Member of the New Jersey General Assembly from the 18th Legislative District
- In office January 12, 1982 – July 1, 1991 Serving with Thomas H. Paterniti George A. Spadoro
- Preceded by: James Bornheimer
- Succeeded by: Michael J. Baker

Executive Director of the New Jersey Lottery
- In office July 1991 – July 1994
- Preceded by: Russell R. Hart (acting)
- Succeeded by: Virginia E. Haines

Personal details
- Born: August 3, 1933 (age 92) New Brunswick, New Jersey
- Party: Democratic
- Education: University of Georgia

= Frank M. Pelly =

American politician

Frank M. Pelly (born August 3, 1933) is an American politician who served in the New Jersey General Assembly from the 18th Legislative District from 1982 to 1991.

Born on August 3, 1933, in New Brunswick, New Jersey, and raised there, Pelly graduated from New Brunswick High School in 1951. Pelly graduated in 1956 from the University of Georgia in 1956 with a degree in pharmacy, and operated a pharmacy in New Brunswick. A resident of North Brunswick, New Jersey, Pelly served as a board of education trustee on the North Brunswick Township Public Schools, on the township council and as a member of the Middlesex County Board of Chosen Freeholders.
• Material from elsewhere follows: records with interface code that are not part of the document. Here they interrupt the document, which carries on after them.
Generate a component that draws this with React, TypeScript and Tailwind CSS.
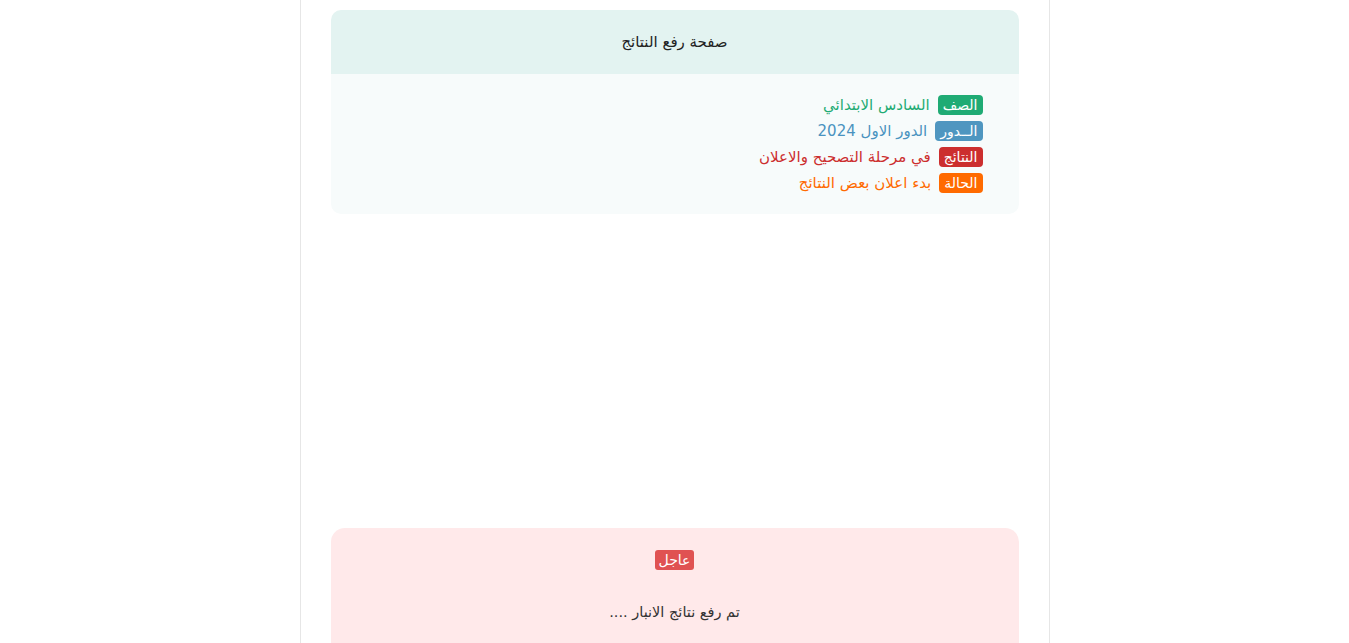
export default function App() {
  const rows = [
    { label: 'الصف', value: 'السادس الابتدائي', badge: 'bg-[#1fab74]', text: 'text-[#1fab74]' },
    { label: 'الــدور', value: 'الدور الاول 2024', badge: 'bg-[#4f96c0]', text: 'text-[#4a93c0]' },
    { label: 'النتائج', value: 'في مرحلة التصحيح والاعلان', badge: 'bg-[#cc2e2e]', text: 'text-[#cc2e2e]' },
    { label: 'الحالة', value: 'بدء اعلان بعض النتائج', badge: 'bg-[#ff6a00]', text: 'text-[#ff6a00]' },
  ];

  return (
    <div dir="rtl" className="min-h-screen bg-white font-['DejaVu_Sans',sans-serif]">
      <div className="mx-auto min-h-screen w-[750px] border-x border-[#e6e6e6] px-[30px] pt-[10px]">
        {/* Results card */}
        <div className="overflow-hidden rounded-[10px]">
          <div className="flex h-[64px] items-center justify-center bg-[#e3f3f1] text-[15px] text-[#222]">
            صفحة رفع النتائج
          </div>
          <div className="bg-[#f7fbfb] pb-[18px] pr-[36px] pt-[18px]">
            {rows.map((r) => (
              <div key={r.label} className="flex h-[26px] items-center gap-[8px]">
                <span className={`rounded-[4px] px-[5px] text-[14px] leading-[20px] text-white ${r.badge}`}>
                  {r.label}
                </span>
                <span className={`text-[15px] ${r.text}`}>{r.value}</span>
              </div>
            ))}
          </div>
        </div>

        {/* Empty slot */}
        <div className="h-[314px]" />

        {/* Urgent news */}
        <div className="rounded-t-[14px] bg-[#ffe9ea] pb-[20px] pt-[22px] text-center">
          <div className="flex justify-center">
            <span className="rounded-[3px] bg-[#e05252] px-[4px] text-[14px] leading-[20px] text-white">
              عاجل
            </span>
          </div>
          <p className="mt-[31px] text-[14.5px] leading-[22px] text-[#333]">تم رفع نتائج الانبار ....</p>
        </div>
      </div>
    </div>
  );
}
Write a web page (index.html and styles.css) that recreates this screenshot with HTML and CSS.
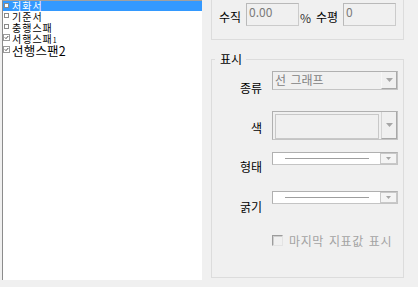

In May 1991, Pelly was named by Governor James Florio to serve as executive director of the New Jersey Lottery, after Pelly announced that he would not be seeking re-election; he succeeded acting lottery head Russell R. Hart, who took over when Barbara Marrow-Mooring stepped down. As head of the lottery, Pelly had a hotline number for compulsive gamblers printed on all lottery tickets. In May 1994, Governor Christine Todd Whitman nominated Virginia E. Haines to succeed Pelly as head of the New Jersey Lottery.